> [Stated exercise]
Tally every line of the material that includes "React", then give the tally and nothing else.

* START Raw data *

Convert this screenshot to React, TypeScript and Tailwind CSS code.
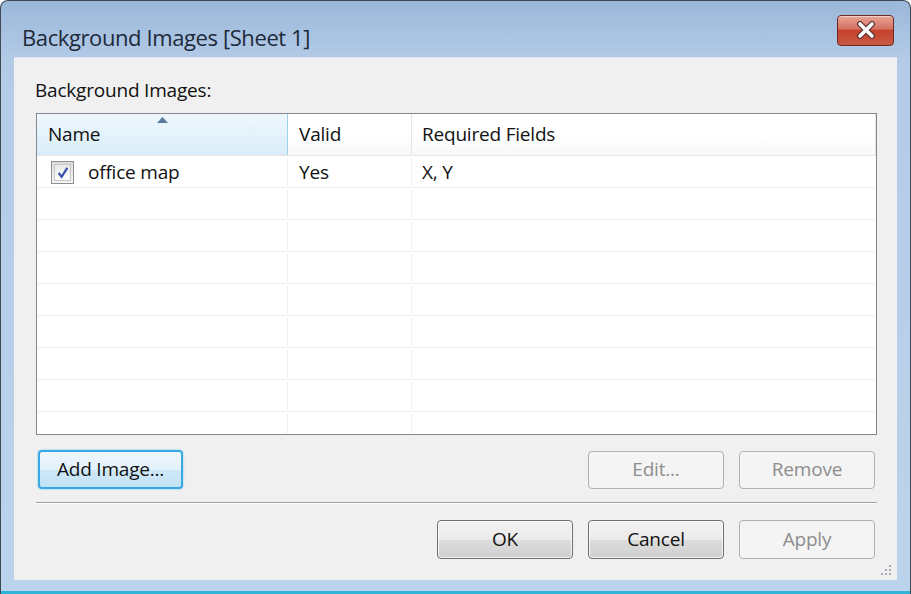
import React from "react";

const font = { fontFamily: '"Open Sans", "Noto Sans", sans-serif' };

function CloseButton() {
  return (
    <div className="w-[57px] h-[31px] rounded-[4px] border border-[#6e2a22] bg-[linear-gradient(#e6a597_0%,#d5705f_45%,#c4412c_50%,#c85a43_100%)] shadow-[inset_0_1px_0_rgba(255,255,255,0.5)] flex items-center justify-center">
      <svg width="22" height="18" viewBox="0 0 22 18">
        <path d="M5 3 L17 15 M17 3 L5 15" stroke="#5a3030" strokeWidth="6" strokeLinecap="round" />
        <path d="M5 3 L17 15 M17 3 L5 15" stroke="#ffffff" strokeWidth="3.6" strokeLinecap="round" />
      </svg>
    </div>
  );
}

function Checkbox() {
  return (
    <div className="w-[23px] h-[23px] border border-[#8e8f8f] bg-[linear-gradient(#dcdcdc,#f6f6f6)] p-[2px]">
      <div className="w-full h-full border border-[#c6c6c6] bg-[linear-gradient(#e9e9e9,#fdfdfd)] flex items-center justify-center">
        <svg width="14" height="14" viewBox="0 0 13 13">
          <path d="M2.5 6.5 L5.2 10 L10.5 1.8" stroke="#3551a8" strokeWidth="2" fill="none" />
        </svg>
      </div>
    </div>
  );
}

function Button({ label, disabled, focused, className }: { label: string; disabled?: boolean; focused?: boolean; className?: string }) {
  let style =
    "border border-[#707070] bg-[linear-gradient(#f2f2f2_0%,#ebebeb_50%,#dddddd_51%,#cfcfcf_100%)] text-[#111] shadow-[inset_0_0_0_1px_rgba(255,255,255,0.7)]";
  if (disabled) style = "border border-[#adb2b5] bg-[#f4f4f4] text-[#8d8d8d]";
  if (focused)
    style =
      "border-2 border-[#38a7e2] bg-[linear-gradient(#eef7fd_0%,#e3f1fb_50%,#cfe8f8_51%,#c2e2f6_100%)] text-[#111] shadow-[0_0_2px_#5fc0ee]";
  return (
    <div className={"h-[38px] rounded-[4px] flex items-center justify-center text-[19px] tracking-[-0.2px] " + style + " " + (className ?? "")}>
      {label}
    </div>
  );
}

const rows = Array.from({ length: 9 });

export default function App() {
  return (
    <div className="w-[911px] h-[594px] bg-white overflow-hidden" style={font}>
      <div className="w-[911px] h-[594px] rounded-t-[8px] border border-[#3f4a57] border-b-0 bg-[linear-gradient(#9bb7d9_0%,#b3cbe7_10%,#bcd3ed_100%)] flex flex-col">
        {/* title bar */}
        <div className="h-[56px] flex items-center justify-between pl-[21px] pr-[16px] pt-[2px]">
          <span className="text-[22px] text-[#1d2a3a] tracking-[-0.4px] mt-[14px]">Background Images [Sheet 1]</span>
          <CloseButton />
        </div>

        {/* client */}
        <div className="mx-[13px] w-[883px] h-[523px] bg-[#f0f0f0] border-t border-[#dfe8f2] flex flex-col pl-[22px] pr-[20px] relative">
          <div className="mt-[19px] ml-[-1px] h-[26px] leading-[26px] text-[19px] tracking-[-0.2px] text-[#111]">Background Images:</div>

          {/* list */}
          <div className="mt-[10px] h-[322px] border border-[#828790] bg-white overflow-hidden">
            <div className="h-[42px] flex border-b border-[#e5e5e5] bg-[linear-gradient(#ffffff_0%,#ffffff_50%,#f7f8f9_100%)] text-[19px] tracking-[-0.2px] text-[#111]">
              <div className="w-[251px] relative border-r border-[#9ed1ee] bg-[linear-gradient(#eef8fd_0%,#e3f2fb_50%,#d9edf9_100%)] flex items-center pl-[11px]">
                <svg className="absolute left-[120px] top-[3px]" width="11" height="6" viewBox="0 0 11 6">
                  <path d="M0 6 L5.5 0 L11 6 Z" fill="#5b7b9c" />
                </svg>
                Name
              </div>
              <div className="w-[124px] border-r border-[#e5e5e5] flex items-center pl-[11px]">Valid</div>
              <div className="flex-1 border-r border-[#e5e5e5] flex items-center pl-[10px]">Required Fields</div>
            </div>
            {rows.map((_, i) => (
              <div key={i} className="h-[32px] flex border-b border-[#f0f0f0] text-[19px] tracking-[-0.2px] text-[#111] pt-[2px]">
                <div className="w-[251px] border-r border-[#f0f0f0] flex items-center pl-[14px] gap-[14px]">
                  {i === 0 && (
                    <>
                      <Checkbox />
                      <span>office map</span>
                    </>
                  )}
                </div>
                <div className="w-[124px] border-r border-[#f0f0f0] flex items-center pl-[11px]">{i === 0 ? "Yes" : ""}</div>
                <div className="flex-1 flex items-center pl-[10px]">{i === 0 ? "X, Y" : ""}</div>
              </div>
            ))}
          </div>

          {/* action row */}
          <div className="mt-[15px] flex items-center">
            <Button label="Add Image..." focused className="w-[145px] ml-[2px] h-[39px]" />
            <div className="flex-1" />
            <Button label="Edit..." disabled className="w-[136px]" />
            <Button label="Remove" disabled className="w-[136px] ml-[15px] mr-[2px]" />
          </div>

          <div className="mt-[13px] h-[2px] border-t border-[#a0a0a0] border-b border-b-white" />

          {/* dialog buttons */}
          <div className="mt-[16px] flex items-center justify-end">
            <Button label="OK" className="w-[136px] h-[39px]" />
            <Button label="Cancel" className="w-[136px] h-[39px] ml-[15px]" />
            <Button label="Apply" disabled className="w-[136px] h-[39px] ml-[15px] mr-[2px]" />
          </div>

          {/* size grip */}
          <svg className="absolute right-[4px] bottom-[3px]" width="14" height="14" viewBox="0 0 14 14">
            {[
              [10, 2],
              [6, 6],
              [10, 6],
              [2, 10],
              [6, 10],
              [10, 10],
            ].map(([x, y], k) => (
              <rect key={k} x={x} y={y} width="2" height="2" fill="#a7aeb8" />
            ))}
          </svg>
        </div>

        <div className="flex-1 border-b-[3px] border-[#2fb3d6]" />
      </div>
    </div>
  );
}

* END Raw data *

> [Answer to the exercise]
2